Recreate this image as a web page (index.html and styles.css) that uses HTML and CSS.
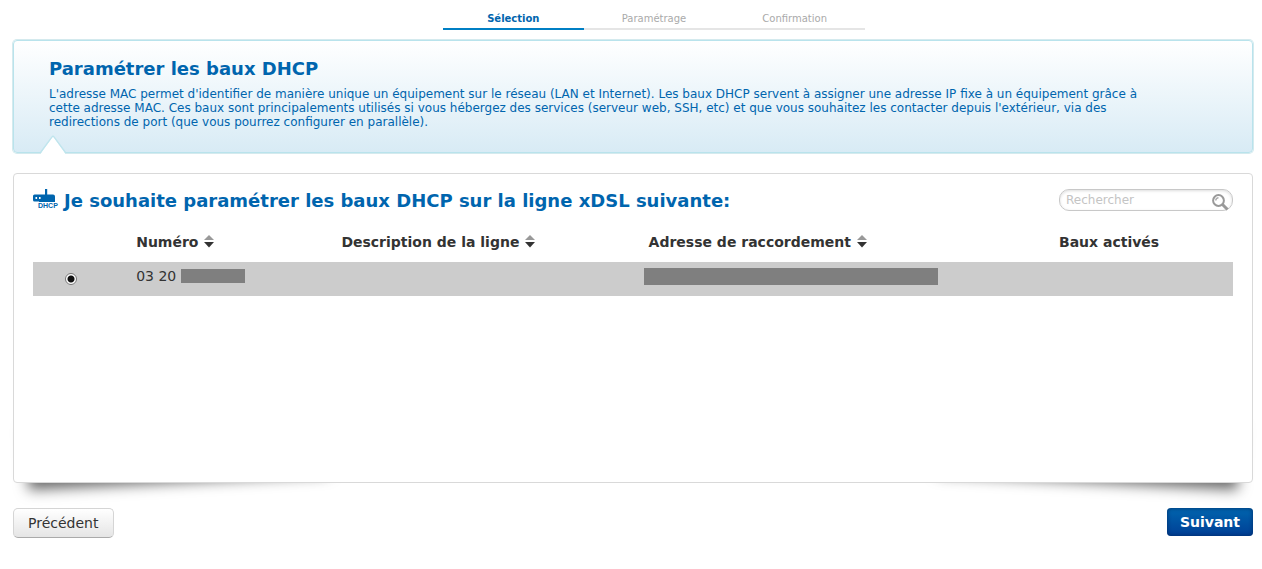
FILE: index.html
```html
<!DOCTYPE html>
<html lang="fr">
<head>
<meta charset="utf-8">
<title>Paramétrer les baux DHCP</title>
<link rel="stylesheet" href="styles.css">
</head>
<body>
<main class="page">
  <ol class="steps">
    <li class="step step-active" aria-current="step">Sélection</li>
    <li class="step">Paramétrage</li>
    <li class="step">Confirmation</li>
  </ol>

  <section class="callout">
    <h1 class="title">Paramétrer les baux DHCP</h1>
    <p class="callout-text">L'adresse MAC permet d'identifier de manière unique un équipement sur le réseau (LAN et Internet). Les baux DHCP servent à assigner une adresse IP fixe à un équipement grâce à cette adresse MAC. Ces baux sont principalements utilisés si vous hébergez des services (serveur web, SSH, etc) et que vous souhaitez les contacter depuis l'extérieur, via des redirections de port (que vous pourrez configurer en parallèle).</p>
    <svg class="notch" width="28" height="19" viewBox="0 0 28 19" aria-hidden="true">
      <path d="M2 18 L14 1.500 L26 18 V19 H2Z" fill="#fff"/>
      <path d="M1.500 17.500 L13 2 Q14 .5 15 2 L26.500 17.500" fill="none" stroke="#bfe5ed" stroke-width="1.300"/>
    </svg>
  </section>

  <section class="panel">
    <div class="panel-body">
      <div class="panel-head">
        <svg class="router" width="26" height="20" viewBox="0 0 26 20" aria-hidden="true">
          <path fill="#0065ae" fill-rule="evenodd" d="M12 0h2.200v5.500H20q2 0 2 2V13H6v-.5H1.500Q0 12.500 0 11V7q0-1.500 1.500-1.500H12ZM2.500 8v2h1.600V8ZM6 8v2h1.600V8Z"/>
          <text class="router-text" x="5" y="19" font-size="7">DHCP</text>
        </svg>
        <h2 class="title">Je souhaite paramétrer les baux DHCP sur la ligne xDSL suivante:</h2>
        <form class="search">
          <input class="search-input" type="text" placeholder="Rechercher" aria-label="Rechercher">
          <button class="search-button" type="button" aria-label="Lancer la recherche">
            <svg width="17" height="17" viewBox="0 0 17 17" aria-hidden="true">
              <circle cx="6.500" cy="6.500" r="5.400" fill="#fff" stroke="#999" stroke-width="2"/>
              <path d="M3.800 6.500a2.700 2.700 0 0 1 2.700-2.700" fill="none" stroke="#aaa" stroke-width="1.500"/>
              <path d="M10.500 10.500l5 5" stroke="#999" stroke-width="3"/>
            </svg>
          </button>
        </form>
      </div>

      <table class="lines">
        <colgroup><col class="col-pick"><col class="col-number"><col class="col-desc"><col class="col-address"><col class="col-leases"></colgroup>
        <thead>
          <tr>
            <td></td>
            <th scope="col"><button class="sort" type="button">Numéro <svg width="12" height="13" viewBox="0 0 12 13" aria-hidden="true"><path d="M6 0l5 5H1z" fill="#999"/><path d="M1 7h10l-5 5.500z" fill="#333"/></svg></button></th>
            <th scope="col"><button class="sort" type="button">Description de la ligne <svg width="12" height="13" viewBox="0 0 12 13" aria-hidden="true"><path d="M6 0l5 5H1z" fill="#999"/><path d="M1 7h10l-5 5.500z" fill="#333"/></svg></button></th>
            <th scope="col"><button class="sort" type="button">Adresse de raccordement <svg width="12" height="13" viewBox="0 0 12 13" aria-hidden="true"><path d="M6 0l5 5H1z" fill="#999"/><path d="M1 7h10l-5 5.500z" fill="#333"/></svg></button></th>
            <th scope="col">Baux activés</th>
          </tr>
        </thead>
        <tbody>
          <tr class="selected">
            <td class="pick"><input class="radio" type="radio" name="line" id="line-1" checked></td>
            <td><label class="number" for="line-1">03 20 <span class="mask mask-number"></span></label></td>
            <td></td>
            <td class="address"><span class="mask mask-address"></span></td>
            <td></td>
          </tr>
        </tbody>
      </table>
    </div>
  </section>

  <div class="actions">
    <button class="button button-back" type="button">Précédent</button>
    <button class="button button-next" type="button">Suivant</button>
  </div>
</main>
</body>
</html>
```

FILE: styles.css
```css
* { box-sizing: border-box; }
body {
  margin: 0;
  background: #fff;
  color: #333;
  font-family: "DejaVu Sans", sans-serif;
  font-size: 14px;
}
button, input { font: inherit; color: inherit; }
.page { padding: 10px 9px 24px 13px; }

.steps {
  display: flex;
  width: 422px;
  max-width: 100%;
  margin: 0 auto;
  padding: 0;
  list-style: none;
  translate: 21px;
}
.step {
  flex: 1;
  border-bottom: 2px solid #e5e5e5;
  color: #aaa;
  font-size: 10px;
  line-height: 18px;
  text-align: center;
}
.step-active {
  border-color: #007fc4;
  color: #0065ae;
  font-weight: bold;
}

.callout {
  position: relative;
  margin-top: 10px;
  padding: 16px 90px 23px 35px;
  border: 1px solid #b9e3ec;
  border-radius: 4px;
  box-shadow: 0 0 0 1px #d4eaee;
  background: linear-gradient(#fff, #d8ebf5);
  color: #0065ae;
}
.title {
  margin: 0;
  color: #0065ae;
  font-size: 18px;
  line-height: 24px;
}
.callout-text {
  margin: 6px 0 0;
  font-size: 12px;
  line-height: 14px;
}
.notch { position: absolute; left: 25px; bottom: -2px; }

.panel {
  position: relative;
  z-index: 0;
  margin-top: 20px;
}
.panel::before,
.panel::after {
  content: "";
  position: absolute;
  z-index: -1;
  bottom: 16px;
  left: 13px;
  width: 50%;
  max-width: 300px;
  height: 20%;
  box-shadow: 0 15px 14px #666;
  transform: rotate(-3deg);
}
.panel::after {
  left: auto;
  right: 13px;
  transform: rotate(3deg);
}
.panel-body {
  min-height: 310px;
  padding: 15px 19px;
  border: 1px solid #d9d9d9;
  border-radius: 4px;
  background: #fff;
}
.panel-head { display: flex; align-items: flex-start; gap: 5px; }
.router { flex: none; }
.router-text {
  fill: #0065ae;
  font-family: "Liberation Sans", sans-serif;
  font-weight: bold;
}

.search {
  position: relative;
  width: 174px;
  margin-left: auto;
}
.search-input {
  display: block;
  width: 100%;
  height: 22px;
  padding: 0 24px 0 6px;
  border: 1px solid #c8c8c8;
  border-radius: 10px;
  box-shadow: inset 0 1px 3px #ddd;
  background: #fff;
  font-size: 12px;
}
.search-input::placeholder { color: #c4c4c4; opacity: 1; }
.search-button {
  position: absolute;
  top: 5px;
  right: 4px;
  display: flex;
  padding: 0;
  border: 0;
  background: none;
}

.lines {
  width: 100%;
  margin-top: 8px;
  border-collapse: collapse;
  table-layout: fixed;
}
.col-pick { width: 8.6%; }
.col-number { width: 17.1%; }
.col-desc { width: 25.6%; }
.col-address { width: 34.2%; }
.col-leases { width: 14.5%; }
.lines th, .lines td { padding: 0; text-align: left; }
.lines th { height: 41px; }
.sort {
  display: flex;
  align-items: center;
  gap: 5px;
  padding: 0;
  border: 0;
  background: none;
  font-weight: bold;
  white-space: nowrap;
}
.selected { height: 34px; background: #ccc; }
.lines .pick { padding-left: 32px; }
.radio {
  appearance: none;
  display: block;
  width: 12px;
  height: 12px;
  margin: 0;
  border: 1px solid #777;
  border-radius: 50%;
  background: radial-gradient(circle, #111 0 3px, #fff 4px);
}
.number {
  display: flex;
  align-items: center;
  gap: 5px;
  padding-bottom: 6px;
}
.mask { display: block; background: #7f7f7f; }
.mask-number { width: 64px; height: 14px; }
.mask-address { width: 294px; height: 17px; margin: 0 0 5px -5px; }

.actions {
  display: flex;
  justify-content: space-between;
  align-items: flex-start;
  margin-top: 25px;
}
.button { border-radius: 4px; line-height: 16px; }
.button-back {
  padding: 6px 15px 6px 14px;
  border: 1px solid #d5d5d5;
  border-bottom-color: #aaa;
  border-radius: 5px;
  background: linear-gradient(#fff, #e5e5e5);
}
.button-next {
  padding: 6px 13px;
  border: 0;
  box-shadow: inset 0 0 4px #002c66;
  background: linear-gradient(#0065ae, #003f95);
  color: #fff;
  font-weight: bold;
}
```
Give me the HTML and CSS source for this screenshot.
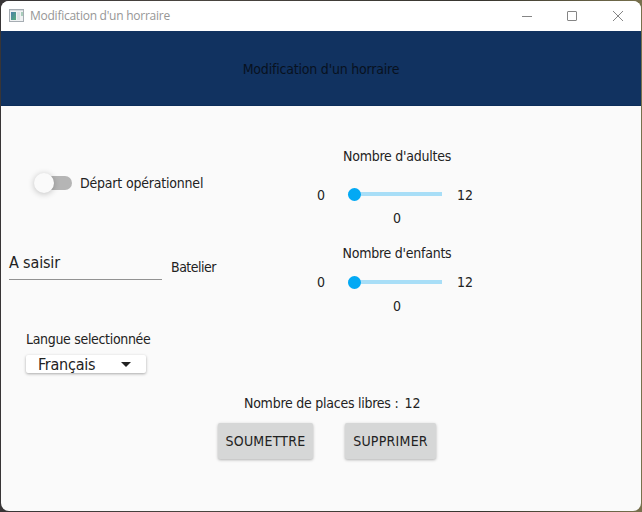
FILE: index.html
```html
<!DOCTYPE html>
<html lang="fr">
<head>
<meta charset="utf-8">
<title>Modification d'un horraire</title>
<link rel="stylesheet" href="styles.css">
</head>
<body>
<div class="window">
  <div class="titlebar">
    <svg class="app-icon" width="16" height="14" viewBox="0 0 16 14">
      <defs><linearGradient id="g" x1="0" y1="0" x2="1" y2="1"><stop offset="0" stop-color="#4a7fa8"/><stop offset="1" stop-color="#58ad7c"/></linearGradient></defs>
      <path fill="#a6adb3" d="M0 0h15v13H0z"/><path fill="#f0f2f3" d="M1 2h13v10H1z"/>
      <path fill="#d5dade" d="M1 1h13v1H1z"/><path fill="url(#g)" d="M2 3h5v8H2z"/>
      <path fill="#dde3e5" d="M8 3h3v8H8z"/><path fill="#a9cdbb" d="M12 3h2v4h-2z"/>
    </svg>
    <span class="caption">Modification d'un horraire</span>
    <svg class="controls" width="104" height="12" viewBox="0 0 104 12" fill="none" stroke="#858585">
      <path d="M1 6.5h10"/><rect x="46.5" y="1.5" width="9" height="9" rx=".5"/><path d="M92 1l10 10M102 1L92 11"/>
    </svg>
  </div>
  <header class="banner"><span class="t-banner">Modification d'un horraire</span></header>
  <main>
    <div class="columns">
      <section class="left">
        <div class="toggle-row"><span class="toggle"><i class="thumb"></i></span><span class="t-depart">Départ opérationnel</span></div>
        <div class="input-row"><div class="field"><span class="t-saisir">A saisir</span></div><span class="t-batelier">Batelier</span></div>
        <div class="language"><span class="t-langue">Langue selectionnée</span>
          <div class="combo"><span class="t-francais">Français</span><svg width="10" height="5" viewBox="0 0 10 5"><path fill="#222" d="M0 0h10L5 5z"/></svg></div>
        </div>
      </section>
      <section class="right">
        <div class="counter">
          <span class="t-adultes">Nombre d'adultes</span>
          <div class="slider-row"><span class="min">0</span><div class="slider"><i class="knob"></i></div><span class="max">12</span></div>
          <span class="value">0</span>
        </div>
        <div class="counter second">
          <span class="t-enfants">Nombre d'enfants</span>
          <div class="slider-row"><span class="min">0</span><div class="slider"><i class="knob"></i></div><span class="max">12</span></div>
          <span class="value">0</span>
        </div>
      </section>
    </div>
    <div class="places"><span class="t-places">Nombre de places libres :</span><span class="t-total">12</span></div>
    <div class="actions"><button class="submit">SOUMETTRE</button><button class="delete">SUPPRIMER</button></div>
  </main>
</div>
</body>
</html>
```
FILE: styles.css
```css
* { box-sizing: border-box; }
body {
  margin: 0;
  height: 512px;
  padding: 1px;
  overflow: hidden;
  background: linear-gradient(90deg, #383536, #4a4540 30%, #37352f 75%, #77704c);
  color: #222;
  font: 14px/20px "DejaVu Sans Condensed", "DejaVu Sans", sans-serif;
  font-stretch: condensed;
  white-space: nowrap;
}
.window { width: 640px; height: 510px; background: #fafafa; border-radius: 8px; overflow: hidden; }
.titlebar { height: 30px; background: #fff; display: flex; align-items: center; padding: 0 16px 0 8px; }
.caption { margin-left: 5px; font: 12px/16px "Open Sans", sans-serif; color: #969696; letter-spacing: -.25px; }
.controls { margin-left: auto; }
.banner { height: 75px; background: #113260; border-bottom: 1px solid #0c2d5a; display: flex; justify-content: center; padding-top: 28px; color: #08111e; }
.t-banner, .t-depart { letter-spacing: -.2px; }
.t-adultes, .t-enfants, .t-places { letter-spacing: -.25px; }
.t-langue { letter-spacing: -.32px; }
.columns { display: flex; height: 285px; }
.left { width: 300px; }
.right { width: 192px; padding-top: 40px; }
.toggle-row { display: flex; align-items: center; padding: 67px 0 0 33px; }
.toggle { width: 38px; height: 14px; border-radius: 7px; background: linear-gradient(90deg, transparent 10px, #b5b5b5 10px); display: flex; align-items: center; margin-right: 8px; }
.thumb { width: 20px; height: 20px; border-radius: 50%; background: #fafafa; box-shadow: 0 1px 6px rgba(0,0,0,.24); }
.input-row { display: flex; padding: 59px 0 0 8px; }
.field { width: 153px; height: 28px; padding-top: 1px; border-bottom: 1px solid #929292; margin-right: 9px; font-size: 16px; letter-spacing: -.15px; }
.t-batelier { padding-top: 5px; letter-spacing: -.5px; }
.language { display: flex; flex-direction: column; align-items: flex-start; padding: 49px 0 0 25px; }
.combo { width: 120px; height: 18px; margin-top: 6px; padding: 0 15px 0 12px; border-radius: 2px; background: #fff; box-shadow: 0 1px 3px rgba(0,0,0,.33); display: flex; align-items: center; justify-content: space-between; font-size: 16px; line-height: 18px; }
.t-francais { padding-top: 2px; letter-spacing: -.25px; }
.counter { display: flex; flex-direction: column; align-items: center; height: 97px; }
.slider-row { display: flex; align-items: center; align-self: stretch; height: 20px; margin: 19px 0 3px; }
.min { margin-left: 16px; width: 9px; }
.slider { width: 94px; height: 4px; margin: -2px 15px 0 22px; background: #a8def7; display: flex; align-items: center; }
.knob { width: 13px; height: 13px; border-radius: 50%; background: #03a9f4; }
.value { height: 20px; }
.second .slider-row { margin: 9px 0 4px; }
.second .slider { margin-top: 0; }
.places { display: flex; gap: 6px; padding: 2px 0 0 243px; }
.actions { display: flex; gap: 32px; padding: 10px 0 0 217px; }
button { height: 36px; padding: 0; border: 0; border-radius: 2px; background: #d6d7d7; box-shadow: 0 1px 3px rgba(0,0,0,.3); color: #222; font: inherit; letter-spacing: .25px; }
.submit { width: 95px; }
.delete { width: 91px; }
```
____
> **Directions for this task**: Gather every line from the listing above in which "page" appears, and copy those lines.

> **Written reply**:
Recreate this image as a web page (index.html and styles.css) that uses HTML and CSS.
<main class="page">
.page { padding: 10px 9px 24px 13px; }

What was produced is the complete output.